»»

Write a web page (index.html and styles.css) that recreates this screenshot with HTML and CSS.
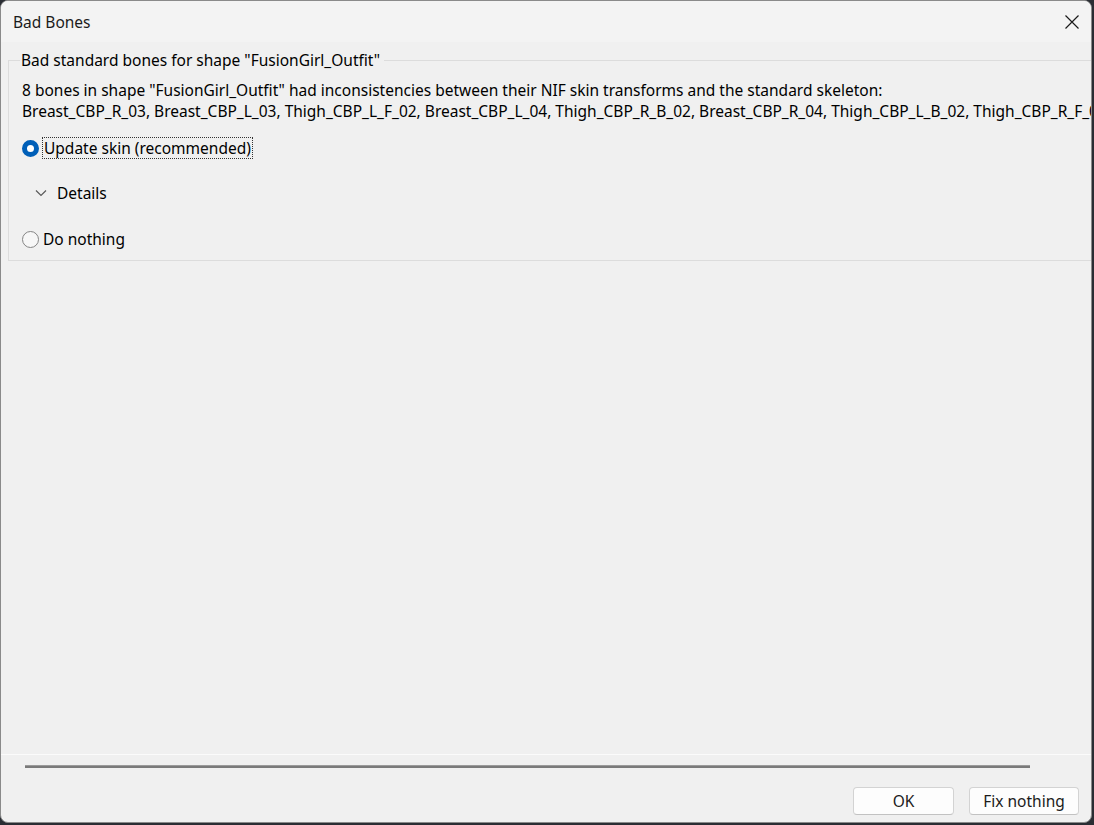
FILE: index.html
```html
<!DOCTYPE html>
<html>
<head>
<meta charset="utf-8">
<link rel="stylesheet" href="styles.css">
</head>
<body>
<div class="window">
  <div class="titlebar">
    <span class="title">Bad Bones</span>
    <svg class="close" width="16" height="16" viewBox="0 0 16 16"><path d="M1.5 1.5 L14.5 14.5 M14.5 1.5 L1.5 14.5" stroke="#1a1a1a" stroke-width="1.2" fill="none"/></svg>
  </div>
  <div class="content">
    <fieldset class="group">
      <legend>Bad standard bones for shape "FusionGirl_Outfit"</legend>
      <div class="msg first">8 bones in shape "FusionGirl_Outfit" had inconsistencies between their NIF skin transforms and the standard skeleton:</div>
      <div class="msg">Breast_CBP_R_03, Breast_CBP_L_03, Thigh_CBP_L_F_02, Breast_CBP_L_04, Thigh_CBP_R_B_02, Breast_CBP_R_04, Thigh_CBP_L_B_02, Thigh_CBP_R_F_02</div>
      <div class="radio-row first">
        <span class="radio checked"></span>
        <span class="focus">Update skin (recommended)</span>
      </div>
      <div class="details-row">
        <svg class="chev" width="12" height="8" viewBox="0 0 12 8"><path d="M1 1.5 L6 6.5 L11 1.5" stroke="#5a5a5a" stroke-width="1.2" fill="none"/></svg>
        <span>Details</span>
      </div>
      <div class="radio-row last">
        <span class="radio"></span>
        <span class="label">Do nothing</span>
      </div>
    </fieldset>
    <div class="spacer"></div>
    <div class="sepline"></div>
    <div class="gauge-row"><div class="gauge"></div></div>
    <div class="buttons">
      <button class="btn ok">OK</button>
      <button class="btn fix">Fix nothing</button>
    </div>
  </div>
</div>
</body>
</html>
```
FILE: styles.css
```css
html, body {
  margin: 0;
  padding: 0;
  background: #2a2d33;
  width: 1094px;
  height: 825px;
  overflow: hidden;
}
body {
  font-family: "Noto Sans", "Open Sans", sans-serif;
  font-size: 15.5px;
  color: #000;
}
.window {
  box-sizing: border-box;
  width: 1092px;
  height: 823px;
  margin: 0;
  border: 1px solid #8a8a8a;
  border-radius: 8px;
  background: #f0f0f0;
  overflow: hidden;
  display: flex;
  flex-direction: column;
}
.titlebar {
  height: 41px;
  flex: none;
  background: #f3f3f3;
  display: flex;
  align-items: center;
  justify-content: space-between;
  padding: 0 11px 0 12px;
}
.title {
  font-size: 15.5px;
  line-height: 20px;
  color: #1b1b1b;
}
.close {
  display: block;
}
.content {
  flex: 1;
  display: flex;
  flex-direction: column;
  min-height: 0;
}
.group {
  margin: 8px -40px 0 7px;
  border: 1px solid #dcdcdc;
  padding: 0 0 10px 13px;
  box-sizing: border-box;
  min-width: 0;
}
.group legend {
  padding: 0 4px 0 1px;
  margin-left: -2px;
  line-height: 20px;
}
.msg {
  line-height: 21px;
  white-space: nowrap;
}
.msg.first {
  margin-top: 10px;
}
.radio-row {
  display: flex;
  align-items: center;
  height: 22px;
}
.radio-row.first {
  margin-top: 15px;
}
.radio-row.last {
  margin-top: 24px;
}
.radio {
  width: 17px;
  height: 17px;
  box-sizing: border-box;
  border-radius: 50%;
  border: 1px solid #858585;
  background: #f7f7f7;
  flex: none;
  margin-right: 4px;
}
.radio.checked {
  border: 5px solid #005fb8;
  background: #fff;
}
.focus {
  outline: 1px dotted #333;
  outline-offset: 0;
  padding: 0 1px 0 1px;
  line-height: 20px;
}
.label {
  line-height: 20px;
}
.details-row {
  display: flex;
  align-items: center;
  height: 22px;
  margin-top: 23px;
  padding-left: 13px;
}
.chev {
  margin-right: 10px;
}
.spacer {
  flex: 1;
}
.sepline {
  height: 1px;
  background: #fbfbfb;
  flex: none;
}
.gauge-row {
  padding: 10px 0 0 24px;
  flex: none;
}
.gauge {
  width: 1005px;
  height: 3px;
  background: #7a7a7a;
  border-top: 1px solid #9a9a9a;
  box-sizing: border-box;
}
.buttons {
  display: flex;
  justify-content: flex-end;
  gap: 15px;
  padding: 19px 12px 7px 0;
  flex: none;
}
.btn {
  font-family: inherit;
  font-size: 15.5px;
  height: 28px;
  border: 1px solid #d3d3d3;
  border-bottom-color: #c2c2c2;
  border-radius: 4px;
  background: #fdfdfd;
  color: #1b1b1b;
  padding: 0;
}
.btn.ok { width: 101px; }
.btn.fix { width: 110px; }
```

««

TO BE DONE → Please write out all of the material above without changing a word, and omit any pictures.

OUTPUT OF THE EXERCISE →
Write a web page (index.html and styles.css) that recreates this screenshot with HTML and CSS.
FILE: index.html
```html
<!DOCTYPE html>
<html>
<head>
<meta charset="utf-8">
<link rel="stylesheet" href="styles.css">
</head>
<body>
<div class="window">
  <div class="titlebar">
    <span class="title">Bad Bones</span>
    <svg class="close" width="16" height="16" viewBox="0 0 16 16"><path d="M1.5 1.5 L14.5 14.5 M14.5 1.5 L1.5 14.5" stroke="#1a1a1a" stroke-width="1.2" fill="none"/></svg>
  </div>
  <div class="content">
    <fieldset class="group">
      <legend>Bad standard bones for shape "FusionGirl_Outfit"</legend>
      <div class="msg first">8 bones in shape "FusionGirl_Outfit" had inconsistencies between their NIF skin transforms and the standard skeleton:</div>
      <div class="msg">Breast_CBP_R_03, Breast_CBP_L_03, Thigh_CBP_L_F_02, Breast_CBP_L_04, Thigh_CBP_R_B_02, Breast_CBP_R_04, Thigh_CBP_L_B_02, Thigh_CBP_R_F_02</div>
      <div class="radio-row first">
        <span class="radio checked"></span>
        <span class="focus">Update skin (recommended)</span>
      </div>
      <div class="details-row">
        <svg class="chev" width="12" height="8" viewBox="0 0 12 8"><path d="M1 1.5 L6 6.5 L11 1.5" stroke="#5a5a5a" stroke-width="1.2" fill="none"/></svg>
        <span>Details</span>
      </div>
      <div class="radio-row last">
        <span class="radio"></span>
        <span class="label">Do nothing</span>
      </div>
    </fieldset>
    <div class="spacer"></div>
    <div class="sepline"></div>
    <div class="gauge-row"><div class="gauge"></div></div>
    <div class="buttons">
      <button class="btn ok">OK</button>
      <button class="btn fix">Fix nothing</button>
    </div>
  </div>
</div>
</body>
</html>
```
FILE: styles.css
```css
html, body {
  margin: 0;
  padding: 0;
  background: #2a2d33;
  width: 1094px;
  height: 825px;
  overflow: hidden;
}
body {
  font-family: "Noto Sans", "Open Sans", sans-serif;
  font-size: 15.5px;
  color: #000;
}
.window {
  box-sizing: border-box;
  width: 1092px;
  height: 823px;
  margin: 0;
  border: 1px solid #8a8a8a;
  border-radius: 8px;
  background: #f0f0f0;
  overflow: hidden;
  display: flex;
  flex-direction: column;
}
.titlebar {
  height: 41px;
  flex: none;
  background: #f3f3f3;
  display: flex;
  align-items: center;
  justify-content: space-between;
  padding: 0 11px 0 12px;
}
.title {
  font-size: 15.5px;
  line-height: 20px;
  color: #1b1b1b;
}
.close {
  display: block;
}
.content {
  flex: 1;
  display: flex;
  flex-direction: column;
  min-height: 0;
}
.group {
  margin: 8px -40px 0 7px;
  border: 1px solid #dcdcdc;
  padding: 0 0 10px 13px;
  box-sizing: border-box;
  min-width: 0;
}
.group legend {
  padding: 0 4px 0 1px;
  margin-left: -2px;
  line-height: 20px;
}
.msg {
  line-height: 21px;
  white-space: nowrap;
}
.msg.first {
  margin-top: 10px;
}
.radio-row {
  display: flex;
  align-items: center;
  height: 22px;
}
.radio-row.first {
  margin-top: 15px;
}
.radio-row.last {
  margin-top: 24px;
}
.radio {
  width: 17px;
  height: 17px;
  box-sizing: border-box;
  border-radius: 50%;
  border: 1px solid #858585;
  background: #f7f7f7;
  flex: none;
  margin-right: 4px;
}
.radio.checked {
  border: 5px solid #005fb8;
  background: #fff;
}
.focus {
  outline: 1px dotted #333;
  outline-offset: 0;
  padding: 0 1px 0 1px;
  line-height: 20px;
}
.label {
  line-height: 20px;
}
.details-row {
  display: flex;
  align-items: center;
  height: 22px;
  margin-top: 23px;
  padding-left: 13px;
}
.chev {
  margin-right: 10px;
}
.spacer {
  flex: 1;
}
.sepline {
  height: 1px;
  background: #fbfbfb;
  flex: none;
}
.gauge-row {
  padding: 10px 0 0 24px;
  flex: none;
}
.gauge {
  width: 1005px;
  height: 3px;
  background: #7a7a7a;
  border-top: 1px solid #9a9a9a;
  box-sizing: border-box;
}
.buttons {
  display: flex;
  justify-content: flex-end;
  gap: 15px;
  padding: 19px 12px 7px 0;
  flex: none;
}
.btn {
  font-family: inherit;
  font-size: 15.5px;
  height: 28px;
  border: 1px solid #d3d3d3;
  border-bottom-color: #c2c2c2;
  border-radius: 4px;
  background: #fdfdfd;
  color: #1b1b1b;
  padding: 0;
}
.btn.ok { width: 101px; }
.btn.fix { width: 110px; }
```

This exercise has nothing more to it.